* Supplied data:
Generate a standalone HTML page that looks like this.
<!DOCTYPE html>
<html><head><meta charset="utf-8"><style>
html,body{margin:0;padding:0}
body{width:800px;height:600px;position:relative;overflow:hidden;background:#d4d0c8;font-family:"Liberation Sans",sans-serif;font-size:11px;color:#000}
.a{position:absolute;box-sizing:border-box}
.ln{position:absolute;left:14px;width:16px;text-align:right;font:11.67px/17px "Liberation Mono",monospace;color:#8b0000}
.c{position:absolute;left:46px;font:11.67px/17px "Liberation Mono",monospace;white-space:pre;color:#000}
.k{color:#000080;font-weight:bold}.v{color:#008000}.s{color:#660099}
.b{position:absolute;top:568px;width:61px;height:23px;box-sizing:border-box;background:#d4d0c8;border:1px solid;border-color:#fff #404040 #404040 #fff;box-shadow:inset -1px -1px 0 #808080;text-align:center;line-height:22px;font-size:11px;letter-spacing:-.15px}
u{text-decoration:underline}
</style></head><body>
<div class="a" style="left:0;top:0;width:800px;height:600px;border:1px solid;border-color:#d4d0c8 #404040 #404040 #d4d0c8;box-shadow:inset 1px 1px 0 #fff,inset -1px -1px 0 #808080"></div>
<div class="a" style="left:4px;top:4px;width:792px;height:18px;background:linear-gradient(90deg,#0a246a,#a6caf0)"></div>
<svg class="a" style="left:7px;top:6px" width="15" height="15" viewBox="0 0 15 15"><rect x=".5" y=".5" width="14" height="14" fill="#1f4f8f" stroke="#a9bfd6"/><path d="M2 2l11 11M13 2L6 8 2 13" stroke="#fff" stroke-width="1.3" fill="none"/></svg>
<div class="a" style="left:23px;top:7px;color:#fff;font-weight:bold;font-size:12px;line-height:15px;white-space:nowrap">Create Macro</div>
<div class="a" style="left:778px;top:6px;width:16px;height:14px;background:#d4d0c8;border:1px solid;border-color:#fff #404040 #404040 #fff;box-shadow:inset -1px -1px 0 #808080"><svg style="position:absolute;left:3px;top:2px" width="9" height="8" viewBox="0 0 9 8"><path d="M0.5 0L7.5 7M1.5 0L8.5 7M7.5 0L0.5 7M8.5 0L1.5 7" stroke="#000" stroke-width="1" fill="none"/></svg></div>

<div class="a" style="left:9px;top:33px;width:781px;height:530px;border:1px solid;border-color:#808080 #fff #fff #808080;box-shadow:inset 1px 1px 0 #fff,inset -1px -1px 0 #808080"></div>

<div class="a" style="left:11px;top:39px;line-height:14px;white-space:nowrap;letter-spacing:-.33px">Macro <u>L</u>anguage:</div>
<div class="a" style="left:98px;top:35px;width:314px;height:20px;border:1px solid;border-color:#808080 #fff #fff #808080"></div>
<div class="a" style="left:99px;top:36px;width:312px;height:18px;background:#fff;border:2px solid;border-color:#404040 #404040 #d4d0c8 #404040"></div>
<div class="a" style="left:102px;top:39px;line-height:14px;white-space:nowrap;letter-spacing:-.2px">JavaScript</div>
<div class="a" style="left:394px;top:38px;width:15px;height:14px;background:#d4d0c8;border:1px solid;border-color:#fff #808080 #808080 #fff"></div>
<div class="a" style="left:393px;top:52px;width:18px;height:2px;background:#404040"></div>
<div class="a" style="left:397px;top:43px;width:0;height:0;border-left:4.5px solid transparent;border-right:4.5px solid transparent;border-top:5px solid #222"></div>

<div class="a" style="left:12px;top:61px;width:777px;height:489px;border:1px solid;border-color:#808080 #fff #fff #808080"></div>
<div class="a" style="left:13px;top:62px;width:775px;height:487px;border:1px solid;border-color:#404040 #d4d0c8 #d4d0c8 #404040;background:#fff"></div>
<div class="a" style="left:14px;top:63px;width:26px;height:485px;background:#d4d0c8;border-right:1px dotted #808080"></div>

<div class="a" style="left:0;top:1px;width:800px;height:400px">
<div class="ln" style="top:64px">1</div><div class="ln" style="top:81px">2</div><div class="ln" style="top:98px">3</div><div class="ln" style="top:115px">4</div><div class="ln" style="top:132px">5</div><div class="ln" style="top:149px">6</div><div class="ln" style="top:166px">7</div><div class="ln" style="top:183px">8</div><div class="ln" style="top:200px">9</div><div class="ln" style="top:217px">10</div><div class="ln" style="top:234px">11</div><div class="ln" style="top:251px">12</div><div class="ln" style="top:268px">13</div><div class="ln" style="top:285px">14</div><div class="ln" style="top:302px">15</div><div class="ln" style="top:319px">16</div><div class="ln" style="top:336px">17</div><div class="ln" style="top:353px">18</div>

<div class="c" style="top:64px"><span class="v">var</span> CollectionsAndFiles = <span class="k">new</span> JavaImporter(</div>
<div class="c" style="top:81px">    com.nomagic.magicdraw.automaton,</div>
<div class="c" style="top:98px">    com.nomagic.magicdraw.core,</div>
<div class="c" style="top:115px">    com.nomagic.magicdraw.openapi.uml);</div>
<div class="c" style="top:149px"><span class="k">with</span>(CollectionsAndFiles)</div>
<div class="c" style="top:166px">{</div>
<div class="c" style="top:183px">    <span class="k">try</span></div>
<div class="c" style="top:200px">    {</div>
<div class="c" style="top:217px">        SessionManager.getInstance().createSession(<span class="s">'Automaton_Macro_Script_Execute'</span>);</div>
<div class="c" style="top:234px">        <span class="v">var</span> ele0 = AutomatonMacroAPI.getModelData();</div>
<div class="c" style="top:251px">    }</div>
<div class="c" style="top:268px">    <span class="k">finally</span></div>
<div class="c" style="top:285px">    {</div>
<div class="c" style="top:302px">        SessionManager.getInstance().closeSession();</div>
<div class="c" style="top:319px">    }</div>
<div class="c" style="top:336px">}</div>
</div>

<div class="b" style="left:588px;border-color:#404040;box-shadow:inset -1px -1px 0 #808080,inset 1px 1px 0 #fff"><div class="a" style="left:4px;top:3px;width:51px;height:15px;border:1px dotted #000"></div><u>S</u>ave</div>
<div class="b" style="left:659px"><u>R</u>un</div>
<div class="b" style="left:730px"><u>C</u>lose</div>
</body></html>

* Aim:
Would you give the material above again, complete and exact?

* Full answer:
Generate a standalone HTML page that looks like this.
<!DOCTYPE html>
<html><head><meta charset="utf-8"><style>
html,body{margin:0;padding:0}
body{width:800px;height:600px;position:relative;overflow:hidden;background:#d4d0c8;font-family:"Liberation Sans",sans-serif;font-size:11px;color:#000}
.a{position:absolute;box-sizing:border-box}
.ln{position:absolute;left:14px;width:16px;text-align:right;font:11.67px/17px "Liberation Mono",monospace;color:#8b0000}
.c{position:absolute;left:46px;font:11.67px/17px "Liberation Mono",monospace;white-space:pre;color:#000}
.k{color:#000080;font-weight:bold}.v{color:#008000}.s{color:#660099}
.b{position:absolute;top:568px;width:61px;height:23px;box-sizing:border-box;background:#d4d0c8;border:1px solid;border-color:#fff #404040 #404040 #fff;box-shadow:inset -1px -1px 0 #808080;text-align:center;line-height:22px;font-size:11px;letter-spacing:-.15px}
u{text-decoration:underline}
</style></head><body>
<div class="a" style="left:0;top:0;width:800px;height:600px;border:1px solid;border-color:#d4d0c8 #404040 #404040 #d4d0c8;box-shadow:inset 1px 1px 0 #fff,inset -1px -1px 0 #808080"></div>
<div class="a" style="left:4px;top:4px;width:792px;height:18px;background:linear-gradient(90deg,#0a246a,#a6caf0)"></div>
<svg class="a" style="left:7px;top:6px" width="15" height="15" viewBox="0 0 15 15"><rect x=".5" y=".5" width="14" height="14" fill="#1f4f8f" stroke="#a9bfd6"/><path d="M2 2l11 11M13 2L6 8 2 13" stroke="#fff" stroke-width="1.3" fill="none"/></svg>
<div class="a" style="left:23px;top:7px;color:#fff;font-weight:bold;font-size:12px;line-height:15px;white-space:nowrap">Create Macro</div>
<div class="a" style="left:778px;top:6px;width:16px;height:14px;background:#d4d0c8;border:1px solid;border-color:#fff #404040 #404040 #fff;box-shadow:inset -1px -1px 0 #808080"><svg style="position:absolute;left:3px;top:2px" width="9" height="8" viewBox="0 0 9 8"><path d="M0.5 0L7.5 7M1.5 0L8.5 7M7.5 0L0.5 7M8.5 0L1.5 7" stroke="#000" stroke-width="1" fill="none"/></svg></div>

<div class="a" style="left:9px;top:33px;width:781px;height:530px;border:1px solid;border-color:#808080 #fff #fff #808080;box-shadow:inset 1px 1px 0 #fff,inset -1px -1px 0 #808080"></div>

<div class="a" style="left:11px;top:39px;line-height:14px;white-space:nowrap;letter-spacing:-.33px">Macro <u>L</u>anguage:</div>
<div class="a" style="left:98px;top:35px;width:314px;height:20px;border:1px solid;border-color:#808080 #fff #fff #808080"></div>
<div class="a" style="left:99px;top:36px;width:312px;height:18px;background:#fff;border:2px solid;border-color:#404040 #404040 #d4d0c8 #404040"></div>
<div class="a" style="left:102px;top:39px;line-height:14px;white-space:nowrap;letter-spacing:-.2px">JavaScript</div>
<div class="a" style="left:394px;top:38px;width:15px;height:14px;background:#d4d0c8;border:1px solid;border-color:#fff #808080 #808080 #fff"></div>
<div class="a" style="left:393px;top:52px;width:18px;height:2px;background:#404040"></div>
<div class="a" style="left:397px;top:43px;width:0;height:0;border-left:4.5px solid transparent;border-right:4.5px solid transparent;border-top:5px solid #222"></div>

<div class="a" style="left:12px;top:61px;width:777px;height:489px;border:1px solid;border-color:#808080 #fff #fff #808080"></div>
<div class="a" style="left:13px;top:62px;width:775px;height:487px;border:1px solid;border-color:#404040 #d4d0c8 #d4d0c8 #404040;background:#fff"></div>
<div class="a" style="left:14px;top:63px;width:26px;height:485px;background:#d4d0c8;border-right:1px dotted #808080"></div>

<div class="a" style="left:0;top:1px;width:800px;height:400px">
<div class="ln" style="top:64px">1</div><div class="ln" style="top:81px">2</div><div class="ln" style="top:98px">3</div><div class="ln" style="top:115px">4</div><div class="ln" style="top:132px">5</div><div class="ln" style="top:149px">6</div><div class="ln" style="top:166px">7</div><div class="ln" style="top:183px">8</div><div class="ln" style="top:200px">9</div><div class="ln" style="top:217px">10</div><div class="ln" style="top:234px">11</div><div class="ln" style="top:251px">12</div><div class="ln" style="top:268px">13</div><div class="ln" style="top:285px">14</div><div class="ln" style="top:302px">15</div><div class="ln" style="top:319px">16</div><div class="ln" style="top:336px">17</div><div class="ln" style="top:353px">18</div>

<div class="c" style="top:64px"><span class="v">var</span> CollectionsAndFiles = <span class="k">new</span> JavaImporter(</div>
<div class="c" style="top:81px">    com.nomagic.magicdraw.automaton,</div>
<div class="c" style="top:98px">    com.nomagic.magicdraw.core,</div>
<div class="c" style="top:115px">    com.nomagic.magicdraw.openapi.uml);</div>
<div class="c" style="top:149px"><span class="k">with</span>(CollectionsAndFiles)</div>
<div class="c" style="top:166px">{</div>
<div class="c" style="top:183px">    <span class="k">try</span></div>
<div class="c" style="top:200px">    {</div>
<div class="c" style="top:217px">        SessionManager.getInstance().createSession(<span class="s">'Automaton_Macro_Script_Execute'</span>);</div>
<div class="c" style="top:234px">        <span class="v">var</span> ele0 = AutomatonMacroAPI.getModelData();</div>
<div class="c" style="top:251px">    }</div>
<div class="c" style="top:268px">    <span class="k">finally</span></div>
<div class="c" style="top:285px">    {</div>
<div class="c" style="top:302px">        SessionManager.getInstance().closeSession();</div>
<div class="c" style="top:319px">    }</div>
<div class="c" style="top:336px">}</div>
</div>

<div class="b" style="left:588px;border-color:#404040;box-shadow:inset -1px -1px 0 #808080,inset 1px 1px 0 #fff"><div class="a" style="left:4px;top:3px;width:51px;height:15px;border:1px dotted #000"></div><u>S</u>ave</div>
<div class="b" style="left:659px"><u>R</u>un</div>
<div class="b" style="left:730px"><u>C</u>lose</div>
</body></html>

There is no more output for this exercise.